_COLLECTED MATERIAL_
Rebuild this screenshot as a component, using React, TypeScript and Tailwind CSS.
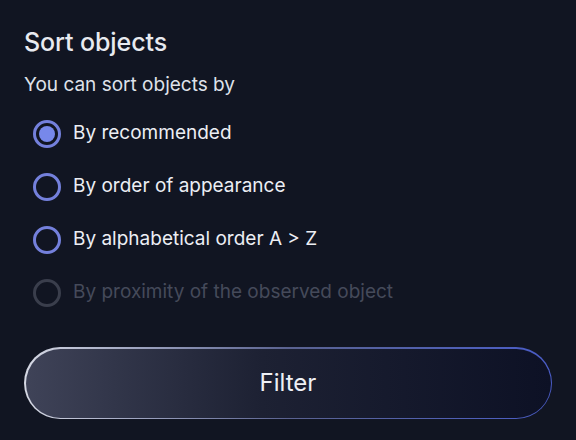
const options = [
  { label: 'By recommended', checked: true, disabled: false },
  { label: 'By order of appearance', checked: false, disabled: false },
  { label: 'By alphabetical order A > Z', checked: false, disabled: false },
  { label: 'By proximity of the observed object', checked: false, disabled: true },
]

function Radio({ checked, disabled }: { checked: boolean; disabled: boolean }) {
  return (
    <span
      className={`flex h-7 w-7 shrink-0 items-center justify-center rounded-full border-[3px] ${
        disabled ? 'border-[#3a3e4c]' : 'border-[#7480dc]'
      }`}
    >
      {checked && <span className="h-4 w-4 rounded-full bg-[#7788ea]" />}
    </span>
  )
}

export default function App() {
  return (
    <div
      className="h-[440px] w-[576px] bg-[#111522] px-6 pt-[26px] text-[#e8eaf0]"
      style={{ fontFamily: 'Inter, "Noto Sans", sans-serif' }}
    >
      <h2 className="text-[25px] font-medium leading-[32px] tracking-[-0.1px]">Sort objects</h2>
      <p className="mt-[13px] text-[19px] leading-[28px] text-[#dfe2ea]">You can sort objects by</p>

      <ul className="mt-[8px] flex flex-col">
        {options.map((o) => (
          <li key={o.label} className="flex h-[53px] items-center gap-[12px] pl-[9px]">
            <Radio checked={o.checked} disabled={o.disabled} />
            <span className={`text-[19px] ${o.disabled ? 'text-[#454a5a]' : 'text-[#eceef4]'}`}>
              {o.label}
            </span>
          </li>
        ))}
      </ul>

      <div className="mt-[28px] rounded-full bg-gradient-to-r from-[#d6d9e4] via-[#5a6290] to-[#4a5cc8] p-[1.5px]">
        <button className="flex h-[69px] w-full items-center justify-center rounded-full bg-gradient-to-r from-[#3f4358] via-[#1d2133] via-45% to-[#0d1125] text-[24px] text-[#eef0f5]">
          Filter
        </button>
      </div>
    </div>
  )
}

_SET TASK_
Set down the complete material exactly, but do not include the images.

_WRITTEN SOLUTION_
Rebuild this screenshot as a component, using React, TypeScript and Tailwind CSS.
const options = [
  { label: 'By recommended', checked: true, disabled: false },
  { label: 'By order of appearance', checked: false, disabled: false },
  { label: 'By alphabetical order A > Z', checked: false, disabled: false },
  { label: 'By proximity of the observed object', checked: false, disabled: true },
]

function Radio({ checked, disabled }: { checked: boolean; disabled: boolean }) {
  return (
    <span
      className={`flex h-7 w-7 shrink-0 items-center justify-center rounded-full border-[3px] ${
        disabled ? 'border-[#3a3e4c]' : 'border-[#7480dc]'
      }`}
    >
      {checked && <span className="h-4 w-4 rounded-full bg-[#7788ea]" />}
    </span>
  )
}

export default function App() {
  return (
    <div
      className="h-[440px] w-[576px] bg-[#111522] px-6 pt-[26px] text-[#e8eaf0]"
      style={{ fontFamily: 'Inter, "Noto Sans", sans-serif' }}
    >
      <h2 className="text-[25px] font-medium leading-[32px] tracking-[-0.1px]">Sort objects</h2>
      <p className="mt-[13px] text-[19px] leading-[28px] text-[#dfe2ea]">You can sort objects by</p>

      <ul className="mt-[8px] flex flex-col">
        {options.map((o) => (
          <li key={o.label} className="flex h-[53px] items-center gap-[12px] pl-[9px]">
            <Radio checked={o.checked} disabled={o.disabled} />
            <span className={`text-[19px] ${o.disabled ? 'text-[#454a5a]' : 'text-[#eceef4]'}`}>
              {o.label}
            </span>
          </li>
        ))}
      </ul>

      <div className="mt-[28px] rounded-full bg-gradient-to-r from-[#d6d9e4] via-[#5a6290] to-[#4a5cc8] p-[1.5px]">
        <button className="flex h-[69px] w-full items-center justify-center rounded-full bg-gradient-to-r from-[#3f4358] via-[#1d2133] via-45% to-[#0d1125] text-[24px] text-[#eef0f5]">
          Filter
        </button>
      </div>
    </div>
  )
}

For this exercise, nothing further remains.